Kill Bill continua a ser um daqueles casos raros em que um filme não só marcou uma geração como envelheceu absurdamente bem. Aliás, eu próprio que já vi a saga uma boa dezena de vezes, decidi revisitar os dois volumes já lançados visto que estavam em destaque na Netflix.
São filmes mágicos, onde Quentin Tarantino pegou no que amava dentro do mundo do cinema, desde o kung fu dos anos 70 aos samurais de Kurosawa, dos westerns spaghetti à estética da banda desenhada e do anime, e atirou tudo para o ecrã sem pedir desculpa a ninguém.
O resultado foi um fenómeno cultural dividido em dois volumes, lançados em 2003 e 2004, que ainda hoje são referência.
Mas… Havia espaço para um Volume 3. Aliás, ele foi praticamente prometido.
Vai ou não haver Kill Bill Vol. 3?
Durante muitos anos, a resposta pareceu ser “talvez”. Mas, hoje, a realidade é bem mais fria.
Aqui vale a pena salientar que a ideia de uma trilogia nunca foi um delírio dos fãs. Foi o próprio Tarantino que, logo após o lançamento do primeiro filme, falou numa espécie de trilogia à la Sergio Leone, com um novo capítulo a cada dez ou quinze anos. Nessa fase inicial, o plano era claro e até surpreendente.
Isto porque a protagonista não seria a Noiva (Uma Thurman), mas sim Nikki Bell, a filha de Vernita Green, a personagem interpretada por Vivica A. Fox que a Noiva mata logo no início de Vol. 1. A lógica era simples e brutalmente coerente com o universo Kill Bill.
Nikki merecia a sua vingança tanto quanto a Noiva mereceu a dela.
Tarantino chegou a detalhar essa mitologia. Sofie Fatale ficaria com o dinheiro de Bill, criaria Nikki e prepará-la-ia para enfrentar a Noiva anos mais tarde. Uma Thurman continuaria presente, mas passaria o testemunho. Era uma ideia pensada a longo prazo, com envelhecimento real das personagens, algo muito ao estilo do realizador.
Por isso, em 2009, voltou a falar-se seriamente do assunto.
Tarantino deu a entender que Kill Bill Vol. 3 poderia ser o filme seguinte a Inglourious Basterds e que a história envolveria a Noiva e a sua filha, B.B. Pouco depois, isso caiu por terra. Django Unchained tomou o lugar e, pela primeira vez, Tarantino começou a falar publicamente da possibilidade de nunca voltar a este universo.
Em 2012, foi ainda mais direto. Disse claramente que não sabia se alguma vez faria Kill Bill Vol. 3 e que, muito provavelmente, não aconteceria. Nos anos seguintes, foi oscilando entre o ceticismo e pequenos acenos aos fãs.
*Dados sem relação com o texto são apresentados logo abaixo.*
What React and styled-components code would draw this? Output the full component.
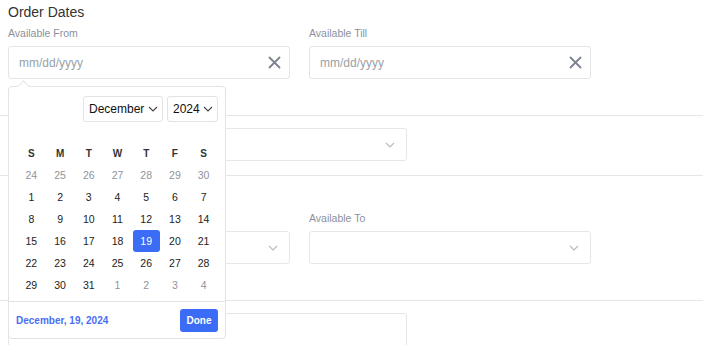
import React from "react";
import styled, { createGlobalStyle } from "styled-components";

const GlobalStyle = createGlobalStyle`
  html, body {
    margin: 0;
    padding: 0;
    background: #ffffff;
    font-family: "Liberation Sans", Arial, sans-serif;
    overflow: hidden;
  }
`;

const weeks = [
  [24, 25, 26, 27, 28, 29, 30],
  [1, 2, 3, 4, 5, 6, 7],
  [8, 9, 10, 11, 12, 13, 14],
  [15, 16, 17, 18, 19, 20, 21],
  [22, 23, 24, 25, 26, 27, 28],
  [29, 30, 31, 1, 2, 3, 4],
];

function CloseIcon() {
  return (
    <svg width="13" height="13" viewBox="0 0 13 13">
      <path d="M1.5 1.5 L11.5 11.5 M11.5 1.5 L1.5 11.5" stroke="#7c8290" strokeWidth="1.8" strokeLinecap="round" />
    </svg>
  );
}

function Chevron({ color = "#444", size = 10 }) {
  return (
    <svg width={size} height={size * 0.6} viewBox="0 0 10 6">
      <path d="M1 1 L5 5 L9 1" stroke={color} strokeWidth="1.1" fill="none" />
    </svg>
  );
}

function DateField({ label, children }) {
  return (
    <Field>
      <Label>{label}</Label>
      <DateInput>
        <Placeholder>mm/dd/yyyy</Placeholder>
        <CloseIcon />
      </DateInput>
      {children}
    </Field>
  );
}

function Calendar() {
  return (
    <Popover>
      <Arrow />
      <CalHeader>
        <MiniSelect $w={80}>
          December
          <Chevron />
        </MiniSelect>
        <MiniSelect $w={51}>
          2024
          <Chevron />
        </MiniSelect>
      </CalHeader>
      <DayGrid>
        {["S", "M", "T", "W", "T", "F", "S"].map((d, i) => (
          <DayName key={i}>{d}</DayName>
        ))}
        {weeks.map((w, wi) =>
          w.map((d, di) => {
            const muted = (wi === 0 && d > 20) || (wi === 5 && d < 10);
            return (
              <DayCell key={wi + "-" + di} $muted={muted} $selected={!muted && d === 19}>
                {d}
              </DayCell>
            );
          })
        )}
      </DayGrid>
      <CalFooter>
        <SelectedText>December, 19, 2024</SelectedText>
        <DoneButton>Done</DoneButton>
      </CalFooter>
    </Popover>
  );
}

export default function App() {
  return (
    <Page>
      <GlobalStyle />
      <Title>Order Dates</Title>
      <TwoCols $top={6}>
        <DateField label="Available From">
          <Calendar />
        </DateField>
        <DateField label="Available Till" />
      </TwoCols>
      <Divider $top={36} />
      <SelectBox $w={399}>
        <Chevron color="#b5b9bf" />
      </SelectBox>
      <Divider $top={14} />
      <TwoCols $top={24}>
        <Field>
          <Label $hidden>&nbsp;</Label>
          <SelectBox>
            <Chevron color="#b5b9bf" />
          </SelectBox>
        </Field>
        <Field>
          <Label>Available To</Label>
          <SelectBox>
            <Chevron color="#b5b9bf" />
          </SelectBox>
        </Field>
      </TwoCols>
      <Divider $top={36} />
      <TextBox />
    </Page>
  );
}

const Page = styled.div`
  position: relative;
  padding: 4px 8px 0;
  display: flex;
  flex-direction: column;

  & > * {
    flex-shrink: 0;
  }
`;

const Title = styled.div`
  font-size: 14px;
  line-height: 17px;
  color: #333;
`;

const TwoCols = styled.div`
  display: grid;
  grid-template-columns: 282px 282px;
  column-gap: 19px;
  margin-top: ${(p) => p.$top}px;
`;

const Field = styled.div`
  position: relative;
  display: flex;
  flex-direction: column;
`;

const Label = styled.div`
  font-size: 10.5px;
  line-height: 13px;
  color: #8b919c;
  margin-bottom: 6px;
  visibility: ${(p) => (p.$hidden ? "hidden" : "visible")};
`;

const DateInput = styled.div`
  height: 33px;
  box-sizing: border-box;
  border: 1px solid #e3e4e6;
  border-radius: 3px;
  display: flex;
  align-items: center;
  justify-content: space-between;
  padding: 0 8px 0 10px;
`;

const Placeholder = styled.span`
  font-size: 12px;
  color: #9a9fa8;
`;

const SelectBox = styled.div`
  width: ${(p) => (p.$w ? p.$w + "px" : "auto")};
  height: 33px;
  box-sizing: border-box;
  border: 1px solid #e6e7e9;
  border-radius: 3px;
  display: flex;
  align-items: center;
  justify-content: flex-end;
  padding-right: 11px;
`;

const Divider = styled.div`
  height: 1px;
  background: #e6e6e6;
  margin: ${(p) => p.$top}px -8px 12px;
`;

const TextBox = styled.div`
  width: 399px;
  height: 32px;
  box-sizing: border-box;
  border: 1px solid #e6e7e9;
  border-bottom: none;
  border-radius: 3px 3px 0 0;
`;

const Popover = styled.div`
  position: absolute;
  top: calc(100% + 7px);
  left: 0;
  z-index: 10;
  width: 218px;
  height: 253px;
  box-sizing: border-box;
  background: #fff;
  border: 1px solid #e3e3e3;
  border-radius: 4px;
  display: flex;
  flex-direction: column;
`;

const Arrow = styled.div`
  position: absolute;
  top: -5px;
  left: 10px;
  width: 8px;
  height: 8px;
  background: #fff;
  border-top: 1px solid #e3e3e3;
  border-left: 1px solid #e3e3e3;
  transform: rotate(45deg);
`;

const CalHeader = styled.div`
  display: flex;
  justify-content: flex-end;
  gap: 4px;
  padding: 9px 7px 0;
`;

const MiniSelect = styled.div`
  width: ${(p) => p.$w}px;
  height: 26px;
  box-sizing: border-box;
  border: 1px solid #e3e3e3;
  border-radius: 3px;
  display: flex;
  align-items: center;
  justify-content: space-between;
  padding: 0 4px 0 5px;
  font-size: 12px;
  color: #111;
`;

const DayGrid = styled.div`
  display: grid;
  grid-template-columns: repeat(7, 1fr);
  grid-auto-rows: 22px;
  padding: 20px 7px 0 8px;
`;

const DayName = styled.div`
  display: flex;
  align-items: center;
  justify-content: center;
  font-size: 10px;
  font-weight: bold;
  color: #333;
  margin-bottom: -1px;
`;

const DayCell = styled.div`
  display: flex;
  align-items: center;
  justify-content: center;
  margin: 0 1px;
  border-radius: 3px;
  font-size: 10.5px;
  color: ${(p) => (p.$selected ? "#fff" : p.$muted ? "#8e949e" : "#222")};
  background: ${(p) => (p.$selected ? "#3b6cf6" : "transparent")};
`;

const CalFooter = styled.div`
  margin-top: auto;
  height: 37px;
  box-sizing: border-box;
  border-top: 1px solid #e3e3e3;
  display: flex;
  align-items: center;
  justify-content: space-between;
  padding: 0 7px 0 7px;
`;

const SelectedText = styled.span`
  font-size: 10px;
  font-weight: bold;
  color: #4a6ef5;
`;

const DoneButton = styled.button`
  height: 23px;
  width: 38px;
  border: none;
  border-radius: 3px;
  background: #3b6cf6;
  color: #fff;
  font-family: "Liberation Sans", Arial, sans-serif;
  font-size: 10px;
  font-weight: bold;
  padding: 0;
`;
Admitiu que falava ocasionalmente com Uma Thurman, que havia ideias escritas que nunca foram usadas e que, se voltasse a algum dos seus filmes, Kill Bill seria o mais provável.
A chama reacendeu-se com força quando Tarantino trabalhou com Maya Hawke, filha de Uma Thurman, em Once Upon a Time in Hollywood. Aliás, numa conversa com Joe Rogan, o realizador revelou uma ideia que, para muitos fãs, soou como o Kill Bill 3 perfeito. Vinte anos de paz para a Noiva e para B.B., interrompidos por um novo caos. Mãe e filha em fuga. Uma Thurman e Maya Hawke lado a lado.
Personagens que ficaram “penduradas” nos filmes originais ainda vivas e com contas por ajustar. Elle Driver. Sofie Fatale. O dinheiro de Bill. Até a ideia de uma irmã gémea de Gogo foi atirada para cima da mesa.
Criativamente, o terreno estava lá. O problema nunca foi a falta de ideias.
O verdadeiro obstáculo chama-se Quentin Tarantino.
O realizador tem repetido vezes sem conta que se vai reformar após o seu décimo filme. Kill Bill Vol. 1 e Vol. 2 contam como um só. Isso significa que o espaço para um Vol. 3 simplesmente não existe, a não ser que Tarantino decida quebrar a sua própria regra ou considerar a trilogia como uma única obra gigantesca. Algo que ele próprio já admitiu ser teoricamente possível, mas cada vez menos provável.
O próprio Tarantino foge à questão, e de facto, a própria Uma Thurman já disse várias vezes que é muito pouco provável, não só pela passagem do tempo, mas também devido a várias coisas que aconteceram na altura das filmagens dos primeiros 2 volumes.
Em suma, hoje, a probabilidade de vermos Uma Thurman de volta à ação como a Noiva é baixa.
Mas, algumas histórias não precisam de continuação. Mesmo quando queremos muito que ela exista.